### Records for processing
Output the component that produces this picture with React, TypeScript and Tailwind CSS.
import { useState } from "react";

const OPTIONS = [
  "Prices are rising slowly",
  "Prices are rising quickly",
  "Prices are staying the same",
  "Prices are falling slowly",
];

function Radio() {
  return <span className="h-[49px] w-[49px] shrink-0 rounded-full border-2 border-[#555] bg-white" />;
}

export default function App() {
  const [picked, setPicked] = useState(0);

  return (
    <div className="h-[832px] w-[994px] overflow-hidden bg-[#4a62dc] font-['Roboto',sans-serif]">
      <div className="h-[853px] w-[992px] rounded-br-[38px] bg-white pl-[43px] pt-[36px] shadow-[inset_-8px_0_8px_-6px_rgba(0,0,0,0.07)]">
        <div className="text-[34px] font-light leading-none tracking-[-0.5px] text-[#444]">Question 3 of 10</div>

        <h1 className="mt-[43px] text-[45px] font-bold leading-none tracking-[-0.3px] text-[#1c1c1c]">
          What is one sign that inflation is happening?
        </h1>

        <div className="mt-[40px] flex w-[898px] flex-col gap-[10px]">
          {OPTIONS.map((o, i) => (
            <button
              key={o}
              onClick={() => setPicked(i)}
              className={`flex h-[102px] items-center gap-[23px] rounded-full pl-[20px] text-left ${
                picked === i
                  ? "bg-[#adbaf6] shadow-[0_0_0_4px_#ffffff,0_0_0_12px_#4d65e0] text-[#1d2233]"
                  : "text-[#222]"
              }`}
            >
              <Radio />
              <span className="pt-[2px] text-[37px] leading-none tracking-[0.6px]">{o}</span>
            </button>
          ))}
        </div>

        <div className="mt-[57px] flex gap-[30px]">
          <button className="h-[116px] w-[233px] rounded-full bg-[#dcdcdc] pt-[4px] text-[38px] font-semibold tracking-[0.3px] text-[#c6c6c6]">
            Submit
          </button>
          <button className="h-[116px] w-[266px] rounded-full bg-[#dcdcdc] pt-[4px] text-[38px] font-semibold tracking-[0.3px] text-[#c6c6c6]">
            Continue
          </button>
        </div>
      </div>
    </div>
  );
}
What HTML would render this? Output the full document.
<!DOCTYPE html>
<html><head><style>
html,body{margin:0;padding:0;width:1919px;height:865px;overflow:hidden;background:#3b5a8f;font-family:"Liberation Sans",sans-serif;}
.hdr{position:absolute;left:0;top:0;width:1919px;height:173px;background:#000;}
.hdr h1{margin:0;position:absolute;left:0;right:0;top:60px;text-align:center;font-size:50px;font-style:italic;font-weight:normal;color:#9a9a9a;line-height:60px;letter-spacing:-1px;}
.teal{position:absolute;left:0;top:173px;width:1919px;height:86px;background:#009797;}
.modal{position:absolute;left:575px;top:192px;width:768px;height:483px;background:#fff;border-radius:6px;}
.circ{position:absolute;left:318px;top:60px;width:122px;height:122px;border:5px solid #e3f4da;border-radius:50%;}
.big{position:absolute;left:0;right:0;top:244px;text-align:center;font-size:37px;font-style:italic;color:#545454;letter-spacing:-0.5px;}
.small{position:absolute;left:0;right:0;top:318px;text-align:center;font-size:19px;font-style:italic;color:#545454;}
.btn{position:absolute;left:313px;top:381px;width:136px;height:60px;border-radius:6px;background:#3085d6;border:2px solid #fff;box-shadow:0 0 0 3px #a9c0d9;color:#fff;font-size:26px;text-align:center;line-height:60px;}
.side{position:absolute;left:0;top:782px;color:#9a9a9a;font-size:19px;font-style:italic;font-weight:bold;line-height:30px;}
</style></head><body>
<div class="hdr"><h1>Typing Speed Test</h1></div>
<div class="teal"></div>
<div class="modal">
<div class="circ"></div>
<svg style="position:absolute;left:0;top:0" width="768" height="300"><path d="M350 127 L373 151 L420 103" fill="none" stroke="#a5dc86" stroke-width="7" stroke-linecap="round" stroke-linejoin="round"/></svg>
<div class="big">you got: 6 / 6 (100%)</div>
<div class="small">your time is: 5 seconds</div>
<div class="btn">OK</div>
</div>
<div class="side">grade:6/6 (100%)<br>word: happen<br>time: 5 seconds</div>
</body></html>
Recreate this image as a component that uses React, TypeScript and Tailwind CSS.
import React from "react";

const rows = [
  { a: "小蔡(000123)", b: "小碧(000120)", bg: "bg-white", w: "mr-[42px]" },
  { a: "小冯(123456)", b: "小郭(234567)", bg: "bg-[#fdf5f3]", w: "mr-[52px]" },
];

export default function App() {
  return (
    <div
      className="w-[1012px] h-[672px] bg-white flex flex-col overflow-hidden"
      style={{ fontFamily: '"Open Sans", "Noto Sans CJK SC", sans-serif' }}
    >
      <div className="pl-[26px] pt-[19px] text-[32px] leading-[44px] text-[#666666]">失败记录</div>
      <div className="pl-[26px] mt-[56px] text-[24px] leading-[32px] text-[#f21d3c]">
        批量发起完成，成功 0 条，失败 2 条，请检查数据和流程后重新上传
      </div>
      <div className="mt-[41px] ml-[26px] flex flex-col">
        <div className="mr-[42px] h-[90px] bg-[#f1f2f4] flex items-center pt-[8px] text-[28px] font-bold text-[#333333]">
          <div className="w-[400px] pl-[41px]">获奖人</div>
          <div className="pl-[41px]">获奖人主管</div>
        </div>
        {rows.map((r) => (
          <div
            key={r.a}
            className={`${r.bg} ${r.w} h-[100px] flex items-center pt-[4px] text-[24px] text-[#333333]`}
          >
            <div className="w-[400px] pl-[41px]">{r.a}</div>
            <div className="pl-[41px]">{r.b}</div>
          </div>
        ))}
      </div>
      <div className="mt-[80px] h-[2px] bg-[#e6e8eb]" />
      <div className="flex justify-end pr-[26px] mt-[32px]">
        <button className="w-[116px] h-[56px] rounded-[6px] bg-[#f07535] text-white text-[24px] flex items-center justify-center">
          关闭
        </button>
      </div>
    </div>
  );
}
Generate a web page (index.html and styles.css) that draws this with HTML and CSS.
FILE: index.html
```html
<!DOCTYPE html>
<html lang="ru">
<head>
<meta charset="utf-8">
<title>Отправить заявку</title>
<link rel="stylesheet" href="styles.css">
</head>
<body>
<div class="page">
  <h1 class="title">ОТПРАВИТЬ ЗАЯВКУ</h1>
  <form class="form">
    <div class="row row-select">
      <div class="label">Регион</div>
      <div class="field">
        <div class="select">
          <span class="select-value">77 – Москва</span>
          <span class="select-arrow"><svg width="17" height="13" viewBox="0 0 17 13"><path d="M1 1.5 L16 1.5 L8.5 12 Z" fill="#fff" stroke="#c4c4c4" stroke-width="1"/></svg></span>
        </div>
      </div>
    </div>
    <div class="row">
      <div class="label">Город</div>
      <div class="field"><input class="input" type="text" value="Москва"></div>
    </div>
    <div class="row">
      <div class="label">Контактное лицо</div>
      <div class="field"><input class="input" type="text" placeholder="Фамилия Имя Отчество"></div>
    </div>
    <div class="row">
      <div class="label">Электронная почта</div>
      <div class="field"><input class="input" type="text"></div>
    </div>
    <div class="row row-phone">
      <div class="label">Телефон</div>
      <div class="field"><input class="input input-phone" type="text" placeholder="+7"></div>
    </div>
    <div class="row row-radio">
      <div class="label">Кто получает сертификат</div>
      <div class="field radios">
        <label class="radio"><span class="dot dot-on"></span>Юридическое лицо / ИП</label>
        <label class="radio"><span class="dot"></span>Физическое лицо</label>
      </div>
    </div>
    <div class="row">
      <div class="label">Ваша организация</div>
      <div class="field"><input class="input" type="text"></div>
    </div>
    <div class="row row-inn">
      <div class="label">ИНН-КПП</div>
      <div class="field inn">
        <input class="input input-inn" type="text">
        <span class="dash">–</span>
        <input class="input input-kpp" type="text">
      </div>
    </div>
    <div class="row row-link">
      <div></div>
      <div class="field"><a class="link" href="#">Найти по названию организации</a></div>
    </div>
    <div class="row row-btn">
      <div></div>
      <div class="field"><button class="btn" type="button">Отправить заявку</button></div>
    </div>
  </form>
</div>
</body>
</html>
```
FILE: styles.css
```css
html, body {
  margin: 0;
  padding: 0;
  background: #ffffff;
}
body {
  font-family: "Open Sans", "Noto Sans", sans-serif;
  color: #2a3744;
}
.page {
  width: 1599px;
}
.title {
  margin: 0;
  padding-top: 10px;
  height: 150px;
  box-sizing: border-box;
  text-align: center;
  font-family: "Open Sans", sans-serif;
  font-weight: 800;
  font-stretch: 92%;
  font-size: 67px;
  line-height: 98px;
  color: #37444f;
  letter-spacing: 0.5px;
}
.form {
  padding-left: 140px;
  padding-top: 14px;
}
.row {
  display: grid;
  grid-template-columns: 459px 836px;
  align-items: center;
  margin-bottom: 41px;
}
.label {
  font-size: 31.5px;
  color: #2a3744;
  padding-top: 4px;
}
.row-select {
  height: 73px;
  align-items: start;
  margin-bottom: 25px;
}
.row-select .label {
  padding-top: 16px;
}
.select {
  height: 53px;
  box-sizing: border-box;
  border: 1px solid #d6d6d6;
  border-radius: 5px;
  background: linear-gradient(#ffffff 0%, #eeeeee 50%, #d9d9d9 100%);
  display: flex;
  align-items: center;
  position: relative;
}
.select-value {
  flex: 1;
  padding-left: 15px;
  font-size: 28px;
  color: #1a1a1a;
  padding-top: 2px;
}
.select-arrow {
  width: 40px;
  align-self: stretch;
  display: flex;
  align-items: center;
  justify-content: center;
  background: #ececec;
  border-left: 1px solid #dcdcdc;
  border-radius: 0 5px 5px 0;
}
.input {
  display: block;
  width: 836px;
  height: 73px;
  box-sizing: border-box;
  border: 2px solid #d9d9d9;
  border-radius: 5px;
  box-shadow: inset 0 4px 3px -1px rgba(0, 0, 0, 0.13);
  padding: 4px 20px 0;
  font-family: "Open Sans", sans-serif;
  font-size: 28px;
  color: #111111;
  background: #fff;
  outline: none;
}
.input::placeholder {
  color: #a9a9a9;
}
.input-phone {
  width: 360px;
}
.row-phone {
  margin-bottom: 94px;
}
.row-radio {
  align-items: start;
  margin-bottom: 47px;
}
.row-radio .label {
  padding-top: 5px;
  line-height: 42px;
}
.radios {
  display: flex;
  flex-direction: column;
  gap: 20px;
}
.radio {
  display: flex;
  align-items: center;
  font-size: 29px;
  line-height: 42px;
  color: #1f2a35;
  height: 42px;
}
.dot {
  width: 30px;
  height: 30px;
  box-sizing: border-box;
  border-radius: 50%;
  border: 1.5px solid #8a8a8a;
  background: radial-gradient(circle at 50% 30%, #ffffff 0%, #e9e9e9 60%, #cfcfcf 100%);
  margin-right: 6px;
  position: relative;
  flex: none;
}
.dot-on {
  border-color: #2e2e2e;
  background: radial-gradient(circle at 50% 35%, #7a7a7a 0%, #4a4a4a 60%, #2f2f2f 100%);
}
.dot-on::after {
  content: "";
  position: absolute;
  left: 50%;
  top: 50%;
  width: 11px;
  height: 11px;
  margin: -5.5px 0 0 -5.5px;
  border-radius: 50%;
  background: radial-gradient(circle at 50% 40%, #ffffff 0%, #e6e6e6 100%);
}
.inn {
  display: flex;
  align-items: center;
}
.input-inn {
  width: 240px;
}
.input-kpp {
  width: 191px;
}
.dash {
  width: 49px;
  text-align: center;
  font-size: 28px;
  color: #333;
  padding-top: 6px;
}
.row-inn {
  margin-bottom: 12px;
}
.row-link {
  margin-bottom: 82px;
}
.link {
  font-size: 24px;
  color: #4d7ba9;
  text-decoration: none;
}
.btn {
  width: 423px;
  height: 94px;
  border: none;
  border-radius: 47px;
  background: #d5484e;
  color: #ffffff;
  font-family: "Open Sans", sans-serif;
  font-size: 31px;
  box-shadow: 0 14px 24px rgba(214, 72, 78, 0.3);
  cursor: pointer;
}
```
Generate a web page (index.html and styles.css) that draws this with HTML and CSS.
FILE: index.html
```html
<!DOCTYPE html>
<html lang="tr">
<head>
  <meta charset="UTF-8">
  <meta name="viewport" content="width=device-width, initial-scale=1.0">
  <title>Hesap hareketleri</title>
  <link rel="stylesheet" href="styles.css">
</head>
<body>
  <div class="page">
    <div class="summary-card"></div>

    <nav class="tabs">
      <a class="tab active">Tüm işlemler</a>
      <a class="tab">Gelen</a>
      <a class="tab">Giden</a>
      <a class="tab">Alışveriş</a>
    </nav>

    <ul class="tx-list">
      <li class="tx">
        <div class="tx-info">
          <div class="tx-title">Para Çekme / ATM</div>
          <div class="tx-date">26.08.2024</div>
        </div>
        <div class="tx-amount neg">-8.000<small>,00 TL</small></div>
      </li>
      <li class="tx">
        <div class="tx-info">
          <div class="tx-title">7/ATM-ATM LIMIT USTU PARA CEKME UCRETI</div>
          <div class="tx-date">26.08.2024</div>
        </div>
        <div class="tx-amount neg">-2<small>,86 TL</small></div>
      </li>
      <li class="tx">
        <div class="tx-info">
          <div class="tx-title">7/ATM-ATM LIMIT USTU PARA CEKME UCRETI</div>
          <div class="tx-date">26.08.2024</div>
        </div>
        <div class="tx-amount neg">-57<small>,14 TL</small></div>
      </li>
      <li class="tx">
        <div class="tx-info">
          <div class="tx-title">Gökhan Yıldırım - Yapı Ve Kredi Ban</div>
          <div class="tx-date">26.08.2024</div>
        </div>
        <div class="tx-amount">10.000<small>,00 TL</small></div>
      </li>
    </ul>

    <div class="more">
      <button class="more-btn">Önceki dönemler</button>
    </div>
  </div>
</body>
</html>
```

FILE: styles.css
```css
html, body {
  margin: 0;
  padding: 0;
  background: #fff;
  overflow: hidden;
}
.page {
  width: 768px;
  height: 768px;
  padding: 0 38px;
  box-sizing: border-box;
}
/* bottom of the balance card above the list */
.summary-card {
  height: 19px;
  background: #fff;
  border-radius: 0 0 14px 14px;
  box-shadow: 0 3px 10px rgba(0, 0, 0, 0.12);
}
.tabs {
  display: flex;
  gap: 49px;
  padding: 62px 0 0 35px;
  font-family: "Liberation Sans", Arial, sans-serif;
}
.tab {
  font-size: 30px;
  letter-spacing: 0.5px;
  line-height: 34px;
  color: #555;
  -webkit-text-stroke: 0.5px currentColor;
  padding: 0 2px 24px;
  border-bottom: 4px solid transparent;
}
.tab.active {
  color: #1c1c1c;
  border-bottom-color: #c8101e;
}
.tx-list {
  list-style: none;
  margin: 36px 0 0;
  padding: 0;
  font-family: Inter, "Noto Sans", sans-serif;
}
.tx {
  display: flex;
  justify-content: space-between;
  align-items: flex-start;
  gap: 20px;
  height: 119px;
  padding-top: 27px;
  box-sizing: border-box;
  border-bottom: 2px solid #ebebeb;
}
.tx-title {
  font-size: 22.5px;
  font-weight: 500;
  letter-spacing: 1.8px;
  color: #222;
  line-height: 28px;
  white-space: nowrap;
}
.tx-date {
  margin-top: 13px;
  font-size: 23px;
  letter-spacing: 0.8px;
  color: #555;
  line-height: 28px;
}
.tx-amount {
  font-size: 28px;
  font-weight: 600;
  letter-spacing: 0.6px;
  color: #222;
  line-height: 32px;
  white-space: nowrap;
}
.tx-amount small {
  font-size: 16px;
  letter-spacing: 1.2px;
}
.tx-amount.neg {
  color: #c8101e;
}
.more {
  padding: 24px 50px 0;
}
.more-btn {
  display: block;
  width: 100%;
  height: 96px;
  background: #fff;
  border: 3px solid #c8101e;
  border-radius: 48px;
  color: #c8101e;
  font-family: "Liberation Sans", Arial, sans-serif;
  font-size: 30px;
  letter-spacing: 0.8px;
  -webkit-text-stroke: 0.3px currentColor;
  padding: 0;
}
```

### Direction
Extract lines where the string "Output" occurs.

### Written solution
Output the component that produces this picture with React, TypeScript and Tailwind CSS.
What HTML would render this? Output the full document.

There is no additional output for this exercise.